Passende Erlebnisse für jeden Waldtyp

Tag des Schwäbischen Waldes lockt tausende Ausflügler – Naherholungsregion zeigt sich aus vielerlei Perspektiven

Es braucht ein 60-seitiges Programmheft, um die vielfältigen Ausflugsmöglichkeiten, die der Tag des Schwäbischen Waldes bietet, vorzustellen. Geschichtliches, Pädagogisches, Kulinarisches, Sportliches, Genussvolles: Für jeden „Waldtyp“ war beim Aktionstag gestern im Rems-Murr-Kreis etwas dabei. Der Tag ließ sich unbeschwert erleben – oder mit Bewusstsein für die aktuellen Schwierigkeiten des Waldes.
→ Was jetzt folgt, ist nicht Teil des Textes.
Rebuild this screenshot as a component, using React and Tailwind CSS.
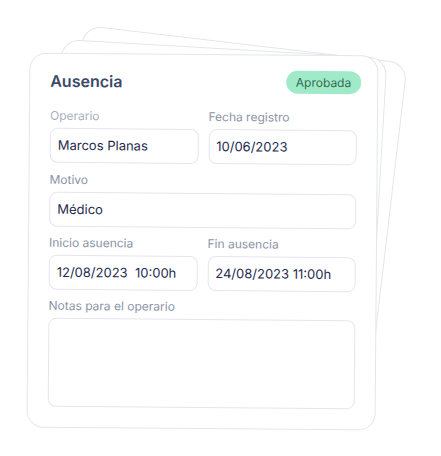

Passende Erlebnisse für jeden Waldtyp

Für die kleine Alexa eindeutig zu schwer zum Hochheben: Der Kürbis-Gigant in Oppenweiler. Fotos: A. Becher (2), T. Sellmaier (2), J. Fiedler (1)

Von Nicola Scharpf

SULZBACH AN DER MURR/ AUENWALD. Der Tag des Schwäbischen Waldes ist noch jung, noch frisch und schon sonnig. Einzig die ersten Starter beim Wandermarathon in Oberrot, wo die Schwäbische Waldfee den Aktionstag der Fremdenverkehrsgemeinschaft Schwäbischer Wald morgens um 8 Uhr eröffnet hat, sind schon unterwegs. Eine Stunde später beginnt die nächste von etwa 50 Veranstaltungen an diesem Tag: Am Wanderparkplatz Fischbachtal treffen sich rund 50 Teilnehmer mit dem Sulzbacher Revierförster Axel Kalmbach, um der Geschichte des Waldes und seiner Nutzung nachzuspüren. In Zeiten des Klimawandels habe sich dieses Thema angeboten, findet Kalmbach. Denn die Waldgeschichte hänge stark mit der Kulturgeschichte des Menschen zusammen. „Wir sind im Wald und es kommt uns natürlich vor. Aber es sind Wirtschaftswälder, die so gemacht wurden“, sagt Kalmbach. Ur-Wald gebe es im Prinzip in Deutschland nicht mehr. Doch auch der Wirtschaftswald sei ökologisch hochwertig.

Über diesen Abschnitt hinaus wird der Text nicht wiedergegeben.